This week Lazard CEO, Ken Jacobs, and CEO of Saudi-based digital payment solutions company PayTabs, Abdulaziz Al Jouf, have spoken highly about the future of cryptocurrencies. While the former says that cryptocurrency could eventually replace the U.S. dollar as a reserve currency, the latter simply stated that “it is here to stay.”

In an interview with Bloomberg Jacobs commented on the current U.S. isolationism partially resulting from Donald Trump’s policy emphasizing that “the U.S. dollar has been the international currency of choice for more than half a century because of its stability in global markets.” And while the EU and China may be willing to seek a different solution and replace the U.S. currency “threats to that status are still far off because the main currencies in Europe and China are unlikely replacements.”

However, Jacobs does not rule out that one day this may very well happen with cryptocurrencies becoming the replacement.

“There’s enough technology out in the world today with cryptocurrency and changes going on that you can imagine if you let your mind wander a little bit, that something becomes an alternative in the future,” he said.

Lazard is an asset management company based in Bermuda.

Concurrently Al Jouf told Arabian Business noted that the digital currency is unlikely to be banned saying, “cryptocurrency is here to stay. How will this happen? There are different dimensions and different directions where this will go. Keep in mind that until today, central banks are trying hard to ban [cryptocurrency] because they feel it is out of [their] control.”
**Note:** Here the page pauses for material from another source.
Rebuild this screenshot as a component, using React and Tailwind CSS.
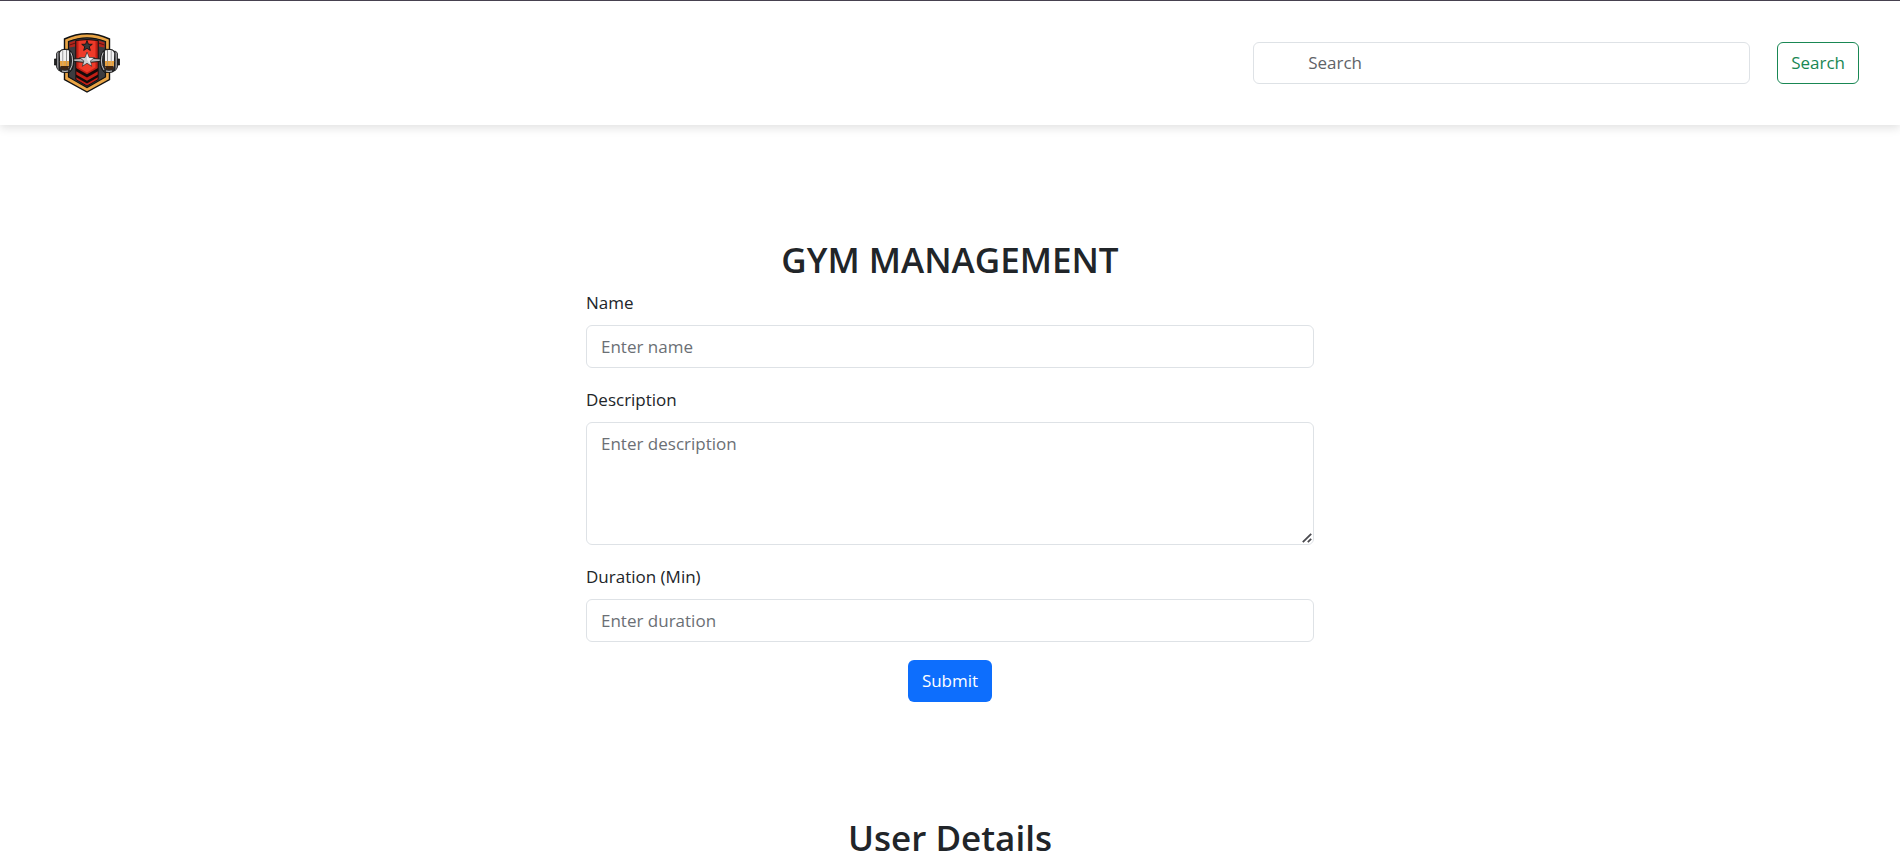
const field =
  "block w-full rounded-md border border-[#dee2e6] bg-white px-3.5 text-[17px] text-[#212529] placeholder:text-[#6b6f75] focus:border-[#86b7fe] focus:outline-none";

const star = "0,-10 2.6,-3.2 9.6,-3.1 4.1,1.2 6,8.1 0,4.2 -6,8.1 -4.1,1.2 -9.6,-3.1 -2.6,-3.2";

function Plates() {
  return (
    <g>
      <path d="M.4 26h3v6h-3z" fill="#222" stroke="#111" strokeWidth=".8" />
      <path d="M2.500 20.500Q3.500 18 5.500 18V38Q3.500 37 2.500 34z" fill="#8e8e92" stroke="#111" strokeWidth=".8" />
      <path d="M5 19.500Q6.500 16.300 10 16.300h4.500q5 3 5.300 11.200t-4.300 12H9.500Q6 39.500 5 36z" fill="#2a2a2c" stroke="#111" strokeWidth=".8" />
      <path d="M5.800 20q1-2.600 2.900-2.900v18L6.300 34zM9.100 17h2.900v18.500H9.100zM12.500 17l2.500.6v17.500l-2.500.6z" fill="#f1f1f2" />
      <path d="M5.800 28h2.900v5H6.300zM9.100 28H12v5.500H9.100zM12.500 28H15v5h-2.500z" fill="#e8a13d" />
      <path d="M6.300 33H15l-.6 3.500H7.300z" fill="#3d2412" />
      <path d="M16.800 19.500q1.800 3.500 1.800 8.500t-2.600 9" fill="none" stroke="#c2c2c5" strokeWidth="1" />
      <path d="M8 38q3 .8 6 0" fill="none" stroke="#d0d0d2" strokeWidth="1" />
    </g>
  );
}

function Logo() {
  return (
    <svg viewBox="0 0 66 60" className="h-[60px] w-[66px]" aria-hidden="true">
      <path d="M10.500 6Q33-4.500 55.500 6V46.500L33 59 10.500 46.500z" fill="#e9a445" stroke="#111" strokeWidth="1.400" />
      <path d="M14.500 8.500Q33 1 51.500 8.500V44L33 54.500 14.500 44z" fill="#3c3c40" stroke="#111" strokeWidth="1.200" />
      <path d="M15.500 9.500l6-2v6l-6 1zM50.500 9.500l-6-2v6l6 1z" fill="#b3241b" />
      <path d="M15.500 12l6-2M50.500 12l-6-2" stroke="#4a100c" strokeWidth=".8" />
      <path d="M21.800 7.500q11.200-2 22.400 0V46.500L33 53l-11.200-6.500z" fill="#c21f16" stroke="#111" />
      <path d="M24.500 8q8.500-1.200 17 0V34.500L33 39.500l-8.500-5z" fill="#ee3a29" />
      <path d="M22 35l11 6.200L44 35v3.200l-11 6.300-11-6.300zM22 41.500l11 6.200 11-6.200v2.800L33 50.500l-11-6.200z" fill="#150a0a" />
      <path d="M18 26l15-.8 15 .8v2.200L33 29.600 18 28.200z" fill="#b5b5b8" stroke="#111" strokeWidth=".9" />
      <Plates />
      <g transform="translate(66 0) scale(-1 1)">
        <Plates />
      </g>
      <polygon points={star} transform="translate(33 13) scale(.55)" fill="#3a3a3c" stroke="#111" strokeWidth="1.600" />
      <polygon points={star} transform="translate(33 27) scale(.78)" fill="#cfcfd2" stroke="#333" strokeWidth="1" />
      <path d="M33 20v7l4.500 5.500-1.500-4.500 3.500-3-4.500-.3z" fill="#fff" opacity=".6" />
    </svg>
  );
}

function Field({ id, label, children }) {
  return (
    <div className="mb-[18px]">
      <label htmlFor={id} className="mb-2 block text-[17px] leading-7">
        {label}
      </label>
      {children}
    </div>
  );
}

export default function App() {
  return (
    <div className="min-h-screen bg-white font-['Open_Sans','Noto_Sans',sans-serif] text-[#212529]">
      <header className="flex items-center justify-between border-t border-[#46414f] bg-white py-8 pr-[41px] pl-[54px] shadow-[0_3px_9px_rgba(0,0,0,0.12)]">
        <a href="#" aria-label="Home">
          <Logo />
        </a>
        <form role="search" className="flex items-center gap-[27px]" onSubmit={(e) => e.preventDefault()}>
          <input
            type="search"
            aria-label="Search"
            placeholder="Search"
            className="h-[42px] w-[497px] rounded-md border border-[#dee2e6] bg-white pr-3.5 pb-0.5 pl-[54px] text-[17px] placeholder:text-[#5f6368] focus:outline-none"
          />
          <button type="submit" className="h-[42px] rounded-md border border-[#198754] px-[13px] text-[17px] text-[#198754]">
            Search
          </button>
        </form>
      </header>

      <main className="px-4 pt-[113px]">
        <form className="mx-auto max-w-[728px]" onSubmit={(e) => e.preventDefault()}>
          <h2 className="mb-2 text-center text-[35px] leading-[43px] font-semibold">GYM MANAGEMENT</h2>
          <Field id="name" label="Name">
            <input id="name" type="text" placeholder="Enter name" className={`${field} h-[43px]`} />
          </Field>
          <Field id="description" label="Description">
            <div className="relative">
              <textarea id="description" rows={4} placeholder="Enter description" className={`${field} h-[123px] resize-none py-[7px] leading-7`} />
              <svg viewBox="0 0 10 10" className="pointer-events-none absolute right-0.5 bottom-0.5 size-2.5" aria-hidden="true">
                <path d="M.8 9.200L9.200 .8M5.800 9.200L9.200 5.800" stroke="#4a4a4f" strokeWidth="1.800" />
              </svg>
            </div>
          </Field>
          <Field id="duration" label="Duration (Min)">
            <input id="duration" type="text" placeholder="Enter duration" className={`${field} h-[43px]`} />
          </Field>
          <div className="text-center">
            <button type="submit" className="h-[42px] rounded-md bg-[#0d6efd] px-3.5 text-[17px] text-white">
              Submit
            </button>
          </div>
        </form>
        <h2 className="mt-[114px] text-center text-[35px] leading-[43px] font-semibold">User Details</h2>
      </main>
    </div>
  );
}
He also added that the reason why cryptocurrency was launched in the first place “is because of the massive financial market collapse in 2011… [It aimed] to make sure currencies and money is protected everywhere.”

Al Jouf also stressed that currently cryptocurrencies are used to “make an extra buck,” and it is necessary to understand the use of the digital payment option. He added that he “is finding ways of using cryptocurrency to speed up remittance.”

“We’re working on a couple of projects in Asia on how to use cryptocurrency so that it’s still compliant with regulation. We’re working on speeding up the process of someone who wants to send money abroad from [Dubai] to the Philippines, for example,” he said.

It is noteworthy that other big companies, like Fidelity, are also working on implementing cryptocurrencies. Thus the American investment giant has recently begun internal discussions about hiring for a new cryptocurrency exchange.